A second factor is that employers are able to buy in cheap labour from overseas. Migration from other EU countries has not fallen off a cliff despite the result of last summer’s referendum: according to the Office for National Statistics, the number of non-UK nationals from the EU working in the UK rose by 171,000 to 2.32 million between the first quarter of 2016 and the first quarter of 2017. This continues a trend, which has seen the number of workers from the other 27 EU countries double since the recession of 2008-09.

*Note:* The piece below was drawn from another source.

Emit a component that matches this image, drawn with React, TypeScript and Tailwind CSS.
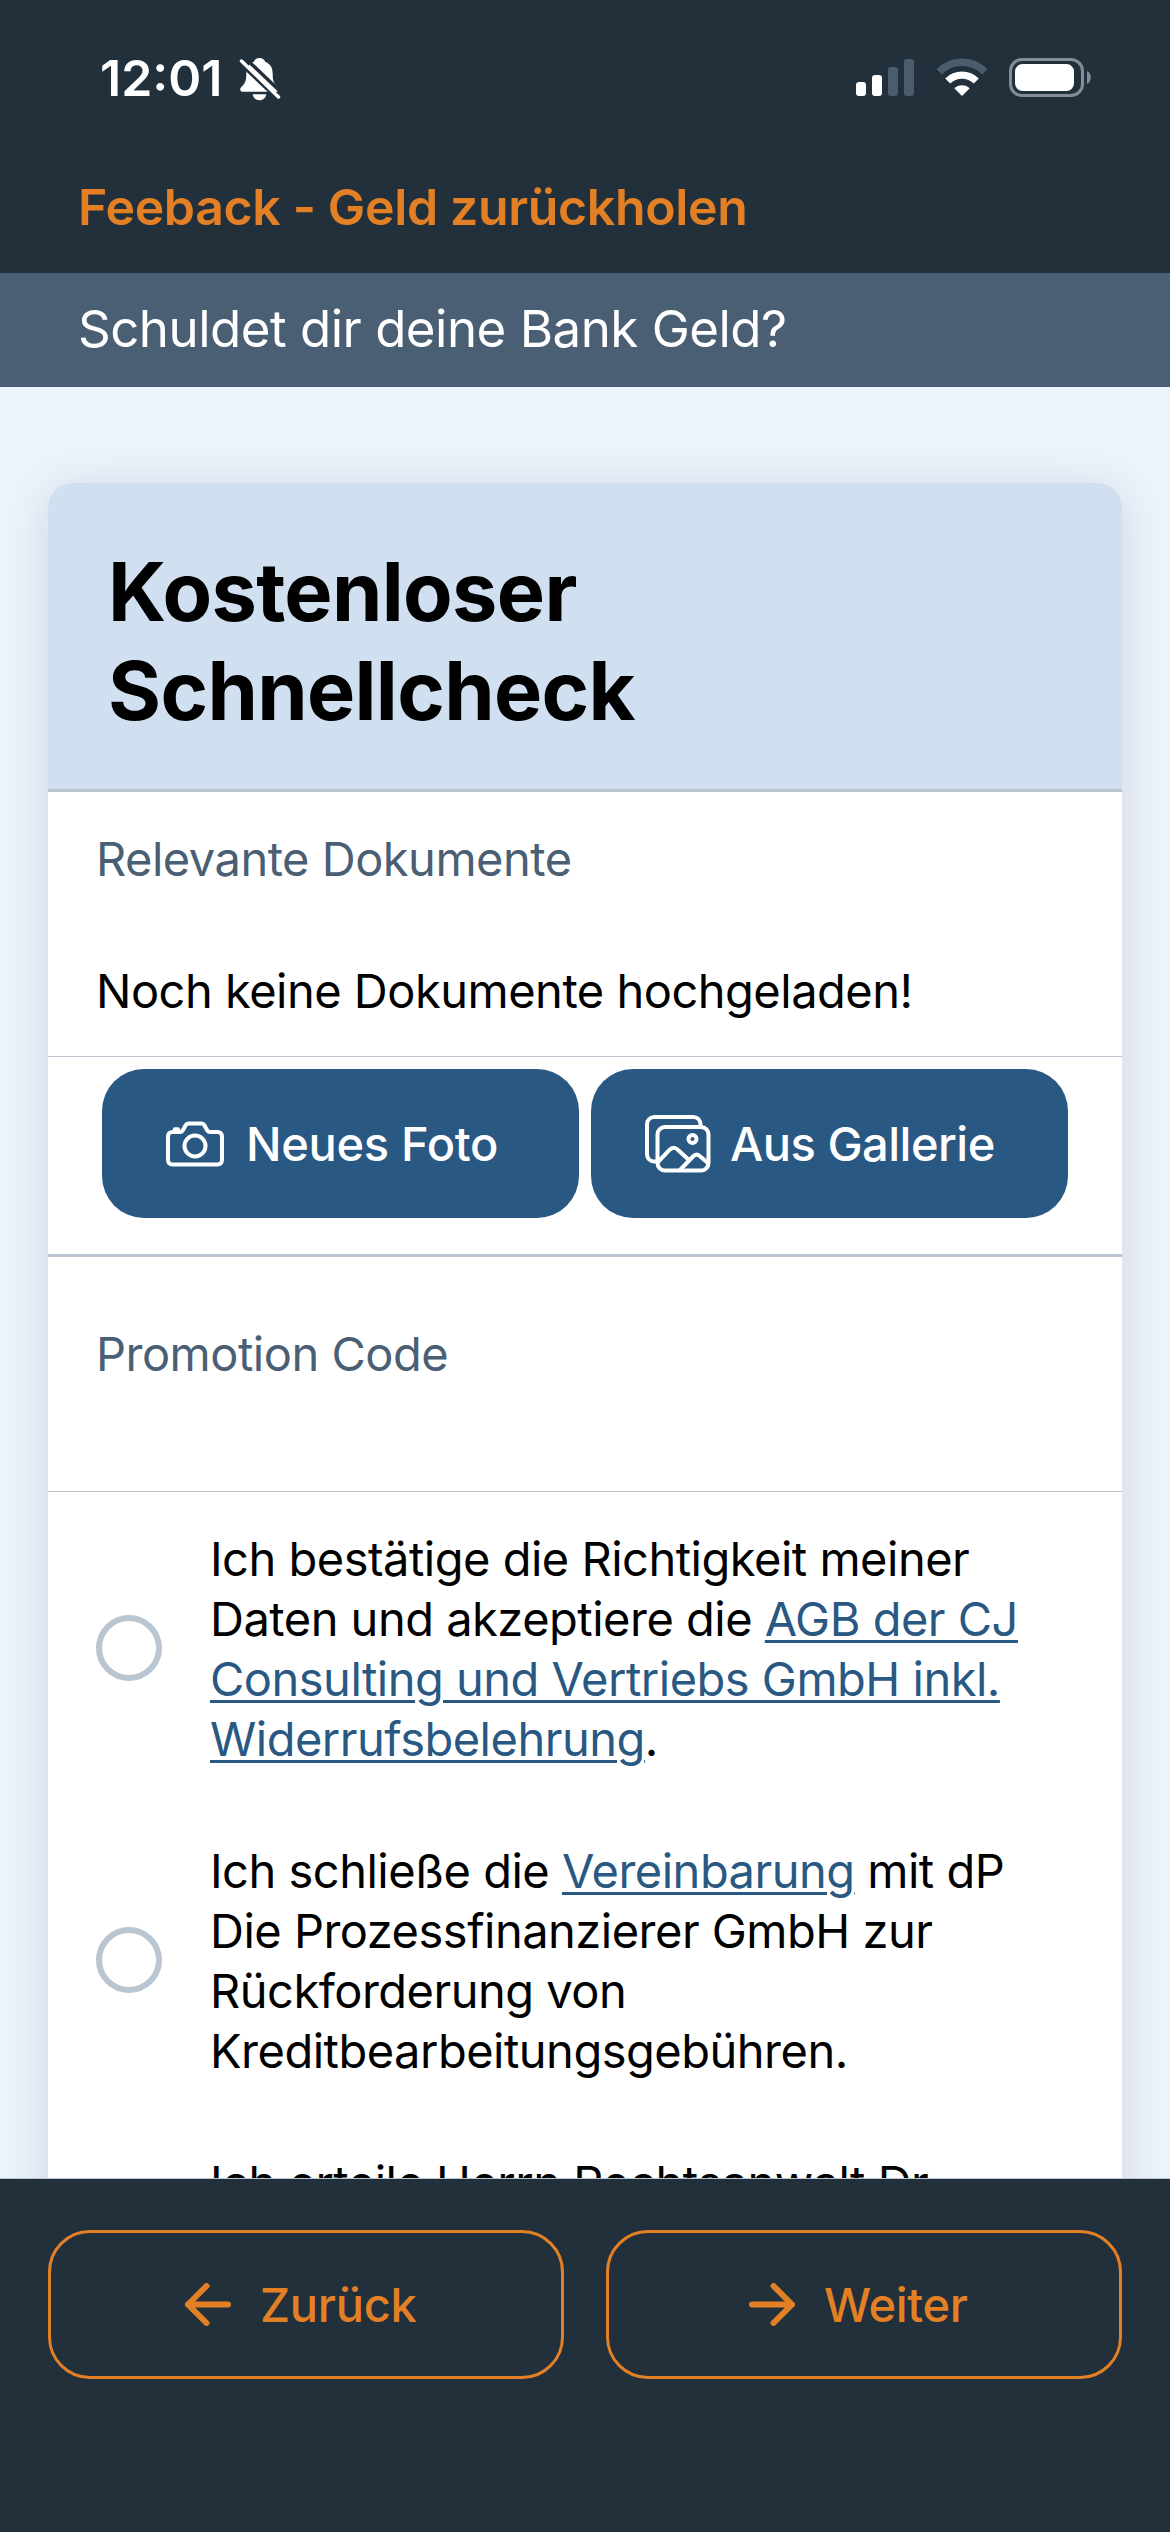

Finally, the nature of work seems to have changed. Work by David Blanchflower, Rui Costa and Stephen Machin has shown that earnings growth for the self-employed – who account for 15% of the workforce – has been particularly weak in recent years. People are working flat out in the gig economy but still struggling to make ends meet. The labour market has, for want of a better word, been Uberised.
11.13am BST
11:13
Labour: Families suffering falling living standards
Here’s John McDonnell, Labour’s Shadow Chancellor, on today’s labour market report:
“These figures bring home the Tories’ total failure to improve the living standards of working families.
“Real wages are lower than they were in 2010 and, after seven years of the Tories, they are now falling again.
“The choice at this election couldn’t be clearer: either a Tory party presiding over a crisis in living standards or a Labour government that will build a Britain for the many, not the few.”
Updated
at 11.19am BST
11.11am BST
11:11
New productivity figures have also been released this morning, and they’re a shocker.
Productivity across the UK economy shrank by 0.5% in the first three months of 2017, the first fall since the end of 2015.
It’s because the UK economy took on more workers, who worked longer hours, but didn’t deliver a corresponding rise in economic output.
Britain: really depress yourself this morning - look at the dreadful productivity figures pic.twitter.com/cojHEh5YT5
10.46am BST
10:46
The decline fall in real wages is particularly painful for workers, because pay packets hadn’t clawed back all the losses since the financial crisis.